[start of AVAILABLE DATA]

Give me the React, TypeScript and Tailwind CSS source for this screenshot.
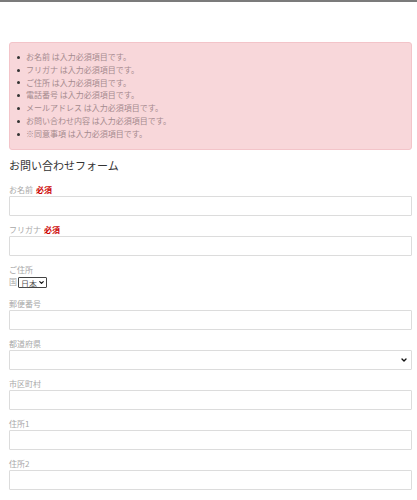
import { ChevronDown } from "lucide-react";

const errors = [
  "お名前",
  "フリガナ",
  "ご住所",
  "電話番号",
  "メールアドレス",
  "お問い合わせ内容",
  "※同意事項",
];

const font = {
  fontFamily: '"Noto Sans CJK JP", "Noto Sans", "Liberation Sans", sans-serif',
};

function Label({ text, required }: { text: string; required?: boolean }) {
  return (
    <label className="block text-[8px] leading-[12px] h-[12px] text-[#a8a8a8]">
      {text}
      {required && <b className="ml-[3px] font-bold text-[#cc0000]">必須</b>}
    </label>
  );
}

function TextField({ text, required }: { text: string; required?: boolean }) {
  return (
    <div className="mb-[8px]">
      <Label text={text} required={required} />
      <input
        type="text"
        className="block w-full h-[20px] border border-[#dcdcdc] rounded-[1px] bg-white px-2 text-[9px] focus:outline-none"
      />
    </div>
  );
}

export default function App() {
  return (
    <div className="w-full min-h-[500px] bg-white" style={font}>
      <div className="h-[2px] bg-[#7b7b7b]" />

      <div className="pl-[9px] pr-[5px] pt-[40px]">
        {/* error summary */}
        <div className="border border-[#f3c4c9] bg-[#f8d7da] rounded-[3px] py-[8px] pl-[7px]">
          <ul className="text-[8px] leading-[12.8px] text-[#a58a8e]">
            {errors.map((e) => (
              <li key={e} className="flex items-center">
                <span className="w-[3px] h-[3px] rounded-full bg-[#333] ml-[0px] mr-[6px] shrink-0" />
                <span>{e} は入力必須項目です。</span>
              </li>
            ))}
          </ul>
        </div>

        <h2 className="mt-[7px] mb-[11px] text-[11px] leading-[16px] text-[#333]">
          お問い合わせフォーム
        </h2>

        <TextField text="お名前" required />
        <TextField text="フリガナ" required />

        <div className="mb-[9px]">
          <Label text="ご住所" />
          <div className="flex items-center h-[13px] text-[8px] text-[#a8a8a8]">
            <span>国</span>
            <div className="relative ml-[1px] h-[11px] w-[29px] border border-[#444] rounded-[1px] bg-white">
              <select className="appearance-none w-full h-full pl-[2px] text-[8px] leading-[9px] text-[#555] bg-transparent focus:outline-none">
                <option>日本</option>
              </select>
              <ChevronDown
                size={7}
                strokeWidth={4}
                className="pointer-events-none absolute right-[1px] top-[1px] text-[#111]"
              />
            </div>
          </div>
        </div>

        <TextField text="郵便番号" />

        <div className="mb-[8px]">
          <Label text="都道府県" />
          <div className="relative h-[20px] border border-[#dcdcdc] rounded-[1px] bg-white">
            <select className="appearance-none w-full h-full px-2 text-[9px] bg-transparent focus:outline-none">
              <option></option>
            </select>
            <ChevronDown
              size={8}
              strokeWidth={4}
              className="pointer-events-none absolute right-[3px] top-[5px] text-[#111]"
            />
          </div>
        </div>

        <TextField text="市区町村" />
        <TextField text="住所1" />
        <TextField text="住所2" />
      </div>
    </div>
  );
}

[end of AVAILABLE DATA]

• **REQUIRED TASK**
Repeat all the data as it stands, dropping any images it holds.

• **OUTPUT OF THE EXERCISE**
Give me the React, TypeScript and Tailwind CSS source for this screenshot.
import { ChevronDown } from "lucide-react";

const errors = [
  "お名前",
  "フリガナ",
  "ご住所",
  "電話番号",
  "メールアドレス",
  "お問い合わせ内容",
  "※同意事項",
];

const font = {
  fontFamily: '"Noto Sans CJK JP", "Noto Sans", "Liberation Sans", sans-serif',
};

function Label({ text, required }: { text: string; required?: boolean }) {
  return (
    <label className="block text-[8px] leading-[12px] h-[12px] text-[#a8a8a8]">
      {text}
      {required && <b className="ml-[3px] font-bold text-[#cc0000]">必須</b>}
    </label>
  );
}

function TextField({ text, required }: { text: string; required?: boolean }) {
  return (
    <div className="mb-[8px]">
      <Label text={text} required={required} />
      <input
        type="text"
        className="block w-full h-[20px] border border-[#dcdcdc] rounded-[1px] bg-white px-2 text-[9px] focus:outline-none"
      />
    </div>
  );
}

export default function App() {
  return (
    <div className="w-full min-h-[500px] bg-white" style={font}>
      <div className="h-[2px] bg-[#7b7b7b]" />

      <div className="pl-[9px] pr-[5px] pt-[40px]">
        {/* error summary */}
        <div className="border border-[#f3c4c9] bg-[#f8d7da] rounded-[3px] py-[8px] pl-[7px]">
          <ul className="text-[8px] leading-[12.8px] text-[#a58a8e]">
            {errors.map((e) => (
              <li key={e} className="flex items-center">
                <span className="w-[3px] h-[3px] rounded-full bg-[#333] ml-[0px] mr-[6px] shrink-0" />
                <span>{e} は入力必須項目です。</span>
              </li>
            ))}
          </ul>
        </div>

        <h2 className="mt-[7px] mb-[11px] text-[11px] leading-[16px] text-[#333]">
          お問い合わせフォーム
        </h2>

        <TextField text="お名前" required />
        <TextField text="フリガナ" required />

        <div className="mb-[9px]">
          <Label text="ご住所" />
          <div className="flex items-center h-[13px] text-[8px] text-[#a8a8a8]">
            <span>国</span>
            <div className="relative ml-[1px] h-[11px] w-[29px] border border-[#444] rounded-[1px] bg-white">
              <select className="appearance-none w-full h-full pl-[2px] text-[8px] leading-[9px] text-[#555] bg-transparent focus:outline-none">
                <option>日本</option>
              </select>
              <ChevronDown
                size={7}
                strokeWidth={4}
                className="pointer-events-none absolute right-[1px] top-[1px] text-[#111]"
              />
            </div>
          </div>
        </div>

        <TextField text="郵便番号" />

        <div className="mb-[8px]">
          <Label text="都道府県" />
          <div className="relative h-[20px] border border-[#dcdcdc] rounded-[1px] bg-white">
            <select className="appearance-none w-full h-full px-2 text-[9px] bg-transparent focus:outline-none">
              <option></option>
            </select>
            <ChevronDown
              size={8}
              strokeWidth={4}
              className="pointer-events-none absolute right-[3px] top-[5px] text-[#111]"
            />
          </div>
        </div>

        <TextField text="市区町村" />
        <TextField text="住所1" />
        <TextField text="住所2" />
      </div>
    </div>
  );
}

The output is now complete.